* [WHAT IS EXPECTED] Can you transcribe the data exactly? Leave the pictures out.

(Pages as source code)
## Start

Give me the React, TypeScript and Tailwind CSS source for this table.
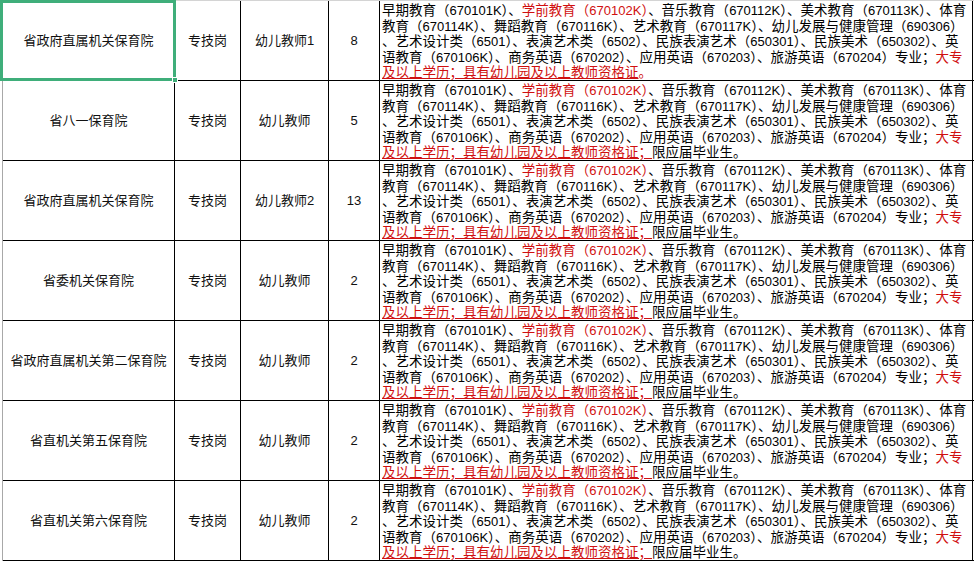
import React from "react";

const rows = [
  { unit: "省政府直属机关保育院", post: "专技岗", name: "幼儿教师1", count: "8", fresh: false },
  { unit: "省八一保育院", post: "专技岗", name: "幼儿教师", count: "5", fresh: true },
  { unit: "省政府直属机关保育院", post: "专技岗", name: "幼儿教师2", count: "13", fresh: true },
  { unit: "省委机关保育院", post: "专技岗", name: "幼儿教师", count: "2", fresh: true },
  { unit: "省政府直属机关第二保育院", post: "专技岗", name: "幼儿教师", count: "2", fresh: true },
  { unit: "省直机关第五保育院", post: "专技岗", name: "幼儿教师", count: "2", fresh: true },
  { unit: "省直机关第六保育院", post: "专技岗", name: "幼儿教师", count: "2", fresh: true },
];

// digits and latin letters come out narrower than the CJK glyphs
const T = ({ s }: { s: string }) => (
  <>
    {s.split(/([0-9A-Z]+)/).map((part, i) =>
      /^[0-9A-Z]+$/.test(part) ? (
        <span key={i} className="text-[13px] leading-none">
          {part}
        </span>
      ) : (
        <React.Fragment key={i}>{part}</React.Fragment>
      )
    )}
  </>
);

const Red = ({ children, line }: { children: React.ReactNode; line?: boolean }) => (
  <span
    className={
      "text-[#d01010]" + (line ? " underline decoration-[#d01010] underline-offset-[1px]" : "")
    }
  >
    {children}
  </span>
);

const Line = ({ children }: { children: React.ReactNode }) => (
  <div className="h-[15.5px] leading-[15.5px]">{children}</div>
);

const Requirement = ({ fresh }: { fresh: boolean }) => (
  <div className="pl-[2px] pt-[2px] text-[13.5px] text-black whitespace-nowrap">
    <Line>
      <T s="早期教育（670101K）、" />
      <Red>
        <T s="学前教育（670102K）" />
      </Red>
      <T s="、音乐教育（670112K）、美术教育（670113K）、体育" />
    </Line>
    <Line>
      <T s="教育（670114K）、舞蹈教育（670116K）、艺术教育（670117K）、幼儿发展与健康管理（690306）" />
    </Line>
    <Line>
      <T s="、艺术设计类（6501）、表演艺术类（6502）、民族表演艺术（650301）、民族美术（650302）、英" />
    </Line>
    <Line>
      <T s="语教育（670106K）、商务英语（670202）、应用英语（670203）、旅游英语（670204）专业；" />
      <Red>大专</Red>
    </Line>
    <Line>
      {fresh ? (
        <>
          <Red line>及以上学历；具有幼儿园及以上教师资格证；</Red>
          限应届毕业生。
        </>
      ) : (
        <>
          <Red line>及以上学历；具有幼儿园及以上教师资格证</Red>
          <Red>。</Red>
        </>
      )}
    </Line>
  </div>
);

export default function App() {
  return (
    <div
      className="relative w-[974px] h-[561px] bg-white overflow-hidden"
      style={{ fontFamily: '"Liberation Sans", "Noto Sans CJK SC", sans-serif' }}
    >
      <div className="ml-[2px] w-[972px] border-l border-t border-l-[#a8a8a8] border-t-[#d4d4d4]">
        {rows.map((r, i) => (
          <div key={i} className="flex h-[80px] border-b border-black">
            <div className="w-[172px] border-r border-black flex items-center justify-center text-[13px] text-[#111]">
              {r.unit}
            </div>
            <div className="w-[66px] border-r border-black flex items-center justify-center text-[13px] text-[#111]">
              {r.post}
            </div>
            <div className="w-[88px] border-r border-black flex items-center justify-center text-[13px] text-[#111]">
              {r.name}
            </div>
            <div className="w-[51px] border-r border-black flex items-center justify-center text-[13px] text-[#111]">
              {r.count}
            </div>
            <div className="w-[593px] border-r border-black overflow-hidden">
              <Requirement fresh={r.fresh} />
            </div>
          </div>
        ))}
      </div>

      {/* selected cell */}
      <div className="absolute left-0 top-0 w-[176px] h-[81px] border-[3px] border-[#3fae7a]" />
      <div className="absolute left-[172px] top-[77px] w-[6px] h-[6px] bg-[#3fae7a] border border-white" />
    </div>
  );
}
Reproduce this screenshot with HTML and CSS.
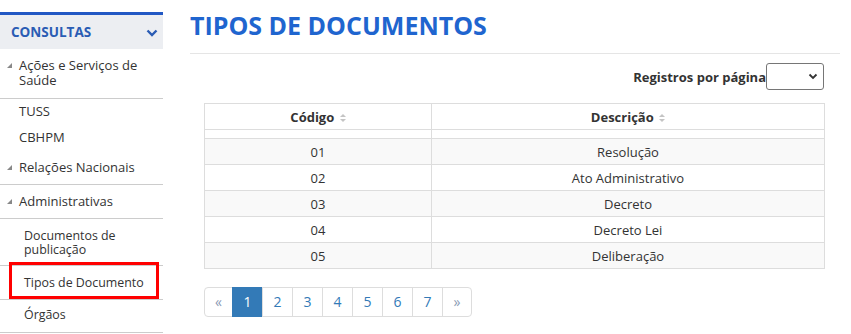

## End

* [REPLY TO THE TASK]
Give me the React, TypeScript and Tailwind CSS source for this table.
import React from "react";

const rows = [
  { unit: "省政府直属机关保育院", post: "专技岗", name: "幼儿教师1", count: "8", fresh: false },
  { unit: "省八一保育院", post: "专技岗", name: "幼儿教师", count: "5", fresh: true },
  { unit: "省政府直属机关保育院", post: "专技岗", name: "幼儿教师2", count: "13", fresh: true },
  { unit: "省委机关保育院", post: "专技岗", name: "幼儿教师", count: "2", fresh: true },
  { unit: "省政府直属机关第二保育院", post: "专技岗", name: "幼儿教师", count: "2", fresh: true },
  { unit: "省直机关第五保育院", post: "专技岗", name: "幼儿教师", count: "2", fresh: true },
  { unit: "省直机关第六保育院", post: "专技岗", name: "幼儿教师", count: "2", fresh: true },
];

// digits and latin letters come out narrower than the CJK glyphs
const T = ({ s }: { s: string }) => (
  <>
    {s.split(/([0-9A-Z]+)/).map((part, i) =>
      /^[0-9A-Z]+$/.test(part) ? (
        <span key={i} className="text-[13px] leading-none">
          {part}
        </span>
      ) : (
        <React.Fragment key={i}>{part}</React.Fragment>
      )
    )}
  </>
);

const Red = ({ children, line }: { children: React.ReactNode; line?: boolean }) => (
  <span
    className={
      "text-[#d01010]" + (line ? " underline decoration-[#d01010] underline-offset-[1px]" : "")
    }
  >
    {children}
  </span>
);

const Line = ({ children }: { children: React.ReactNode }) => (
  <div className="h-[15.5px] leading-[15.5px]">{children}</div>
);

const Requirement = ({ fresh }: { fresh: boolean }) => (
  <div className="pl-[2px] pt-[2px] text-[13.5px] text-black whitespace-nowrap">
    <Line>
      <T s="早期教育（670101K）、" />
      <Red>
        <T s="学前教育（670102K）" />
      </Red>
      <T s="、音乐教育（670112K）、美术教育（670113K）、体育" />
    </Line>
    <Line>
      <T s="教育（670114K）、舞蹈教育（670116K）、艺术教育（670117K）、幼儿发展与健康管理（690306）" />
    </Line>
    <Line>
      <T s="、艺术设计类（6501）、表演艺术类（6502）、民族表演艺术（650301）、民族美术（650302）、英" />
    </Line>
    <Line>
      <T s="语教育（670106K）、商务英语（670202）、应用英语（670203）、旅游英语（670204）专业；" />
      <Red>大专</Red>
    </Line>
    <Line>
      {fresh ? (
        <>
          <Red line>及以上学历；具有幼儿园及以上教师资格证；</Red>
          限应届毕业生。
        </>
      ) : (
        <>
          <Red line>及以上学历；具有幼儿园及以上教师资格证</Red>
          <Red>。</Red>
        </>
      )}
    </Line>
  </div>
);

export default function App() {
  return (
    <div
      className="relative w-[974px] h-[561px] bg-white overflow-hidden"
      style={{ fontFamily: '"Liberation Sans", "Noto Sans CJK SC", sans-serif' }}
    >
      <div className="ml-[2px] w-[972px] border-l border-t border-l-[#a8a8a8] border-t-[#d4d4d4]">
        {rows.map((r, i) => (
          <div key={i} className="flex h-[80px] border-b border-black">
            <div className="w-[172px] border-r border-black flex items-center justify-center text-[13px] text-[#111]">
              {r.unit}
            </div>
            <div className="w-[66px] border-r border-black flex items-center justify-center text-[13px] text-[#111]">
              {r.post}
            </div>
            <div className="w-[88px] border-r border-black flex items-center justify-center text-[13px] text-[#111]">
              {r.name}
            </div>
            <div className="w-[51px] border-r border-black flex items-center justify-center text-[13px] text-[#111]">
              {r.count}
            </div>
            <div className="w-[593px] border-r border-black overflow-hidden">
              <Requirement fresh={r.fresh} />
            </div>
          </div>
        ))}
      </div>

      {/* selected cell */}
      <div className="absolute left-0 top-0 w-[176px] h-[81px] border-[3px] border-[#3fae7a]" />
      <div className="absolute left-[172px] top-[77px] w-[6px] h-[6px] bg-[#3fae7a] border border-white" />
    </div>
  );
}
Reproduce this screenshot with HTML and CSS.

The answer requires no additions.